STORED ROWS →
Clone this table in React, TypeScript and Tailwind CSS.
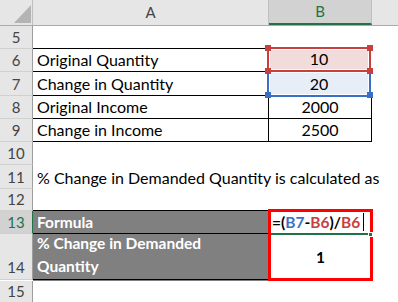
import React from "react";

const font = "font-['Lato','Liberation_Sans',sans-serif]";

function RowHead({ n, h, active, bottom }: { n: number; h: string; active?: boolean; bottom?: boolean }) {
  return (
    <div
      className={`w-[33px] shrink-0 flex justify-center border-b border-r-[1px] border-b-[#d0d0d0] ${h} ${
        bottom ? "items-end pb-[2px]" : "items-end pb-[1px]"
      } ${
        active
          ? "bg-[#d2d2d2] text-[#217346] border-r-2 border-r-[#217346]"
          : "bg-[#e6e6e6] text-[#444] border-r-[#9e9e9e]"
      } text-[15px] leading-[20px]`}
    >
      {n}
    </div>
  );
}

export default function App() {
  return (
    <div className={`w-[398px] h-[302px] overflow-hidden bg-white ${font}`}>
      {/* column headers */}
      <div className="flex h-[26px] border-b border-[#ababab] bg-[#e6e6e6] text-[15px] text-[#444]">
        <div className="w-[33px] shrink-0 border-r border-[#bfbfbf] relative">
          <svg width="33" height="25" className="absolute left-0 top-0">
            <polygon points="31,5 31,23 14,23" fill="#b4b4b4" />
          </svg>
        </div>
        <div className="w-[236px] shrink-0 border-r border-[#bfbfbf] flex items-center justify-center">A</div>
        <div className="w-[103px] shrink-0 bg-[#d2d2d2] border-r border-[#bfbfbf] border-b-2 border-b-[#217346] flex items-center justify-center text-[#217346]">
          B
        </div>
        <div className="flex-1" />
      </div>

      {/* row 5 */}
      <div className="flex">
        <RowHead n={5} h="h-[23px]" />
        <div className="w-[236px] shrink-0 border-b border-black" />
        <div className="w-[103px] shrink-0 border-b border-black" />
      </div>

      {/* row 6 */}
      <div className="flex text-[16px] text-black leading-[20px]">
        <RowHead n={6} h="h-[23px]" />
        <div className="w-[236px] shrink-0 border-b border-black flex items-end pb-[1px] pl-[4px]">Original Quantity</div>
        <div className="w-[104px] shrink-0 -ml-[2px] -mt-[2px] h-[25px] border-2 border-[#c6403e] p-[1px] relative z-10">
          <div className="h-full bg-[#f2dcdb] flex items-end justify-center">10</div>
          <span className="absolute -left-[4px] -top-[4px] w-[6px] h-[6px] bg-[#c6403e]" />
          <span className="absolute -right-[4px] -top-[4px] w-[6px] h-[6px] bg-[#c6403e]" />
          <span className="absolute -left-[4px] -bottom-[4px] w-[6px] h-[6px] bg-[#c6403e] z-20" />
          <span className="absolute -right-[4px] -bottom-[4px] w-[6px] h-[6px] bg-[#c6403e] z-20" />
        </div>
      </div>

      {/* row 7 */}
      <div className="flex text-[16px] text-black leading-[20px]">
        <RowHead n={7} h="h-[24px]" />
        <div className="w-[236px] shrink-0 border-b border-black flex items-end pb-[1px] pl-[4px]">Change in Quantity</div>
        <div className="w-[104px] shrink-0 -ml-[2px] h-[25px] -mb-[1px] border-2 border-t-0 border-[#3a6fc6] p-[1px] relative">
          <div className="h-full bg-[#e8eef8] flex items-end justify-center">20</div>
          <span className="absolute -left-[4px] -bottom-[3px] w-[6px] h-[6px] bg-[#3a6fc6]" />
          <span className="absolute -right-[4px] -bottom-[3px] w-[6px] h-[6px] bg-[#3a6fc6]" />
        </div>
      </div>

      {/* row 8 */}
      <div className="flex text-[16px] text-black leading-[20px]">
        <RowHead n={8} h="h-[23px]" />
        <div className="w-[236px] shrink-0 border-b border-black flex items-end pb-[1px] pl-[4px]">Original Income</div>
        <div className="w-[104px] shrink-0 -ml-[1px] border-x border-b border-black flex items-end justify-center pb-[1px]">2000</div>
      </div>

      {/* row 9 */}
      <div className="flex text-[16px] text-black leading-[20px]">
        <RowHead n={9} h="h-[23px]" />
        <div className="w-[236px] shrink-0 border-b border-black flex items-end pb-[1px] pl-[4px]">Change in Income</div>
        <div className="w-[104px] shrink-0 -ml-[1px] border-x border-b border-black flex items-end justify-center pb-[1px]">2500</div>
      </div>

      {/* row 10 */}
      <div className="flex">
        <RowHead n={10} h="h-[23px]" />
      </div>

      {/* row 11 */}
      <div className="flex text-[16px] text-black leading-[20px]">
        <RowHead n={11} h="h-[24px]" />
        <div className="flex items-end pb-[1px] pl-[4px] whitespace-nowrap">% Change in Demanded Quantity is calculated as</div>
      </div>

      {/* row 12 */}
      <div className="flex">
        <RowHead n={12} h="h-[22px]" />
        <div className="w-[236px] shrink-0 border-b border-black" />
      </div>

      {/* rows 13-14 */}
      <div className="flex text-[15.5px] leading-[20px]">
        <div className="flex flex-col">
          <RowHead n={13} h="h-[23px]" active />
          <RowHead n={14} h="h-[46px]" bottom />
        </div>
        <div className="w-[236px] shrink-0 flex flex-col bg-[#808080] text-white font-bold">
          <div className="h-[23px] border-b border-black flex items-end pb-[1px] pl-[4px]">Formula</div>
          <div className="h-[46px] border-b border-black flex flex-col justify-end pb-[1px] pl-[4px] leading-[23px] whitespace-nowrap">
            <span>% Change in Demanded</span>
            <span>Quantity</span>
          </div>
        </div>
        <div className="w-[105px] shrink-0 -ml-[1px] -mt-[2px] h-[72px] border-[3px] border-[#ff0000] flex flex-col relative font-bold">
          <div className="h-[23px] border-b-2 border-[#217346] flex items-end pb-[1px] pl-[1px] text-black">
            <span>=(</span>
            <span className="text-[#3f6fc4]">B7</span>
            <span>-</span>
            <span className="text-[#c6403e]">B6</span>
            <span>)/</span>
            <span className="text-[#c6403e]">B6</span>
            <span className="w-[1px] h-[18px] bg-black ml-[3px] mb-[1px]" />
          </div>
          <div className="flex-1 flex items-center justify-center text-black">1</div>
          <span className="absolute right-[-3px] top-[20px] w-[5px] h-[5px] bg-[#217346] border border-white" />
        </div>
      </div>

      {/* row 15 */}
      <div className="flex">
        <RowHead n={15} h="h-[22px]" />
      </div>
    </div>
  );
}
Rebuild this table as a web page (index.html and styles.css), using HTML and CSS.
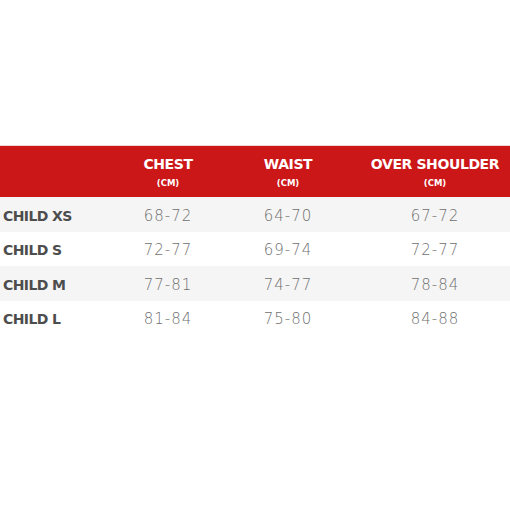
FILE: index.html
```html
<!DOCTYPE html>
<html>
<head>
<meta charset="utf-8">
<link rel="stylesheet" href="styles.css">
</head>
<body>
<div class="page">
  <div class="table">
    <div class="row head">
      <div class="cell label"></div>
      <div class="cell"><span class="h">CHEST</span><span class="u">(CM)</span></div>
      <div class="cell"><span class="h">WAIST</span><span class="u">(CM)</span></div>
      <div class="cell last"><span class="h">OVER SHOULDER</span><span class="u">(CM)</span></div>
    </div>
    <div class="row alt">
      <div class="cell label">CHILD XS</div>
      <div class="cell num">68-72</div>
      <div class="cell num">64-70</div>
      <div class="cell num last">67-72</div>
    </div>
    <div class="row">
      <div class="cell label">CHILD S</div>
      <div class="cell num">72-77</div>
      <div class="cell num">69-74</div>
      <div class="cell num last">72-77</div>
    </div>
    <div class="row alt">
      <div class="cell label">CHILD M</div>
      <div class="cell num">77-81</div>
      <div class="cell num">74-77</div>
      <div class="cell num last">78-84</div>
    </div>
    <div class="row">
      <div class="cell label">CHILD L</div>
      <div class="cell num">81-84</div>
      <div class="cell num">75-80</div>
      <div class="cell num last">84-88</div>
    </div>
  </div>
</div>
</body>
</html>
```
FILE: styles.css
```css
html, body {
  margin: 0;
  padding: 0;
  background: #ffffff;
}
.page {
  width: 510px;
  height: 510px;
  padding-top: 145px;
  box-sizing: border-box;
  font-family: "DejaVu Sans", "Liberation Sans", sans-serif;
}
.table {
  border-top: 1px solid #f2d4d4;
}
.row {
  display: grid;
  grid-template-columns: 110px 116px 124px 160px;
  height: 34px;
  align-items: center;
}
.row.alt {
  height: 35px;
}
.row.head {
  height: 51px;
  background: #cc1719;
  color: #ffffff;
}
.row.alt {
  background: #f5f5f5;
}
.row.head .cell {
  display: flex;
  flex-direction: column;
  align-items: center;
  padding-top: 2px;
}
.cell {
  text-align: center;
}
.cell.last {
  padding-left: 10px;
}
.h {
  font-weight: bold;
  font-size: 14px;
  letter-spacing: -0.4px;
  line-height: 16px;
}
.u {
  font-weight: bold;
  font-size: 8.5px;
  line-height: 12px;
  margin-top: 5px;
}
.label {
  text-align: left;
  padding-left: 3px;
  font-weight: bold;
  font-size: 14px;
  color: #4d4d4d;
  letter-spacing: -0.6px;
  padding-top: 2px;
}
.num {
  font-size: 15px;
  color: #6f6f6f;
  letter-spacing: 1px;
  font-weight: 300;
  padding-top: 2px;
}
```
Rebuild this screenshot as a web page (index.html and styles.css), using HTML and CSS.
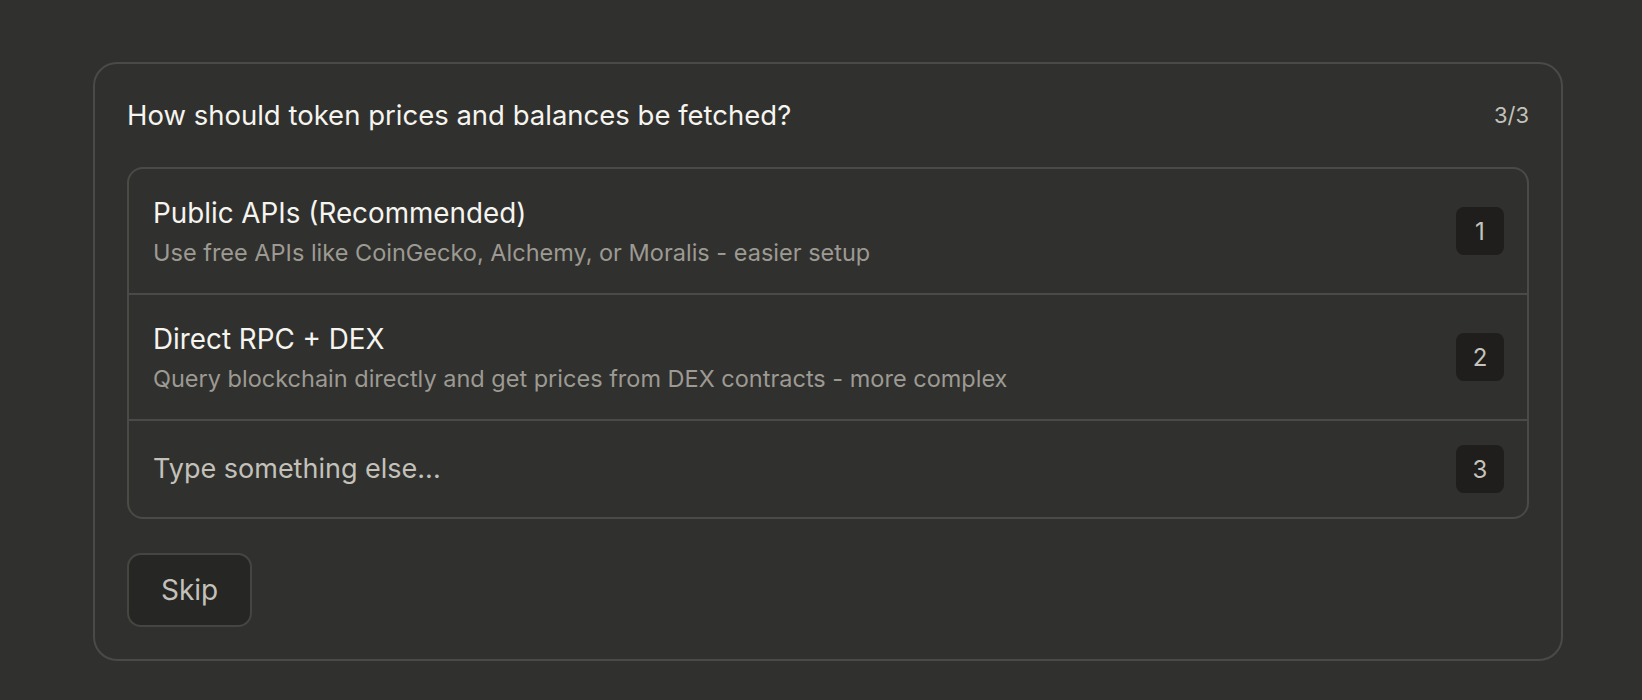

TASK REQUIREMENTS → Find every line that has "this" in it, then return those lines.

TASK SOLUTION →
Clone this table in React, TypeScript and Tailwind CSS.
Rebuild this table as a web page (index.html and styles.css), using HTML and CSS.
Rebuild this screenshot as a web page (index.html and styles.css), using HTML and CSS.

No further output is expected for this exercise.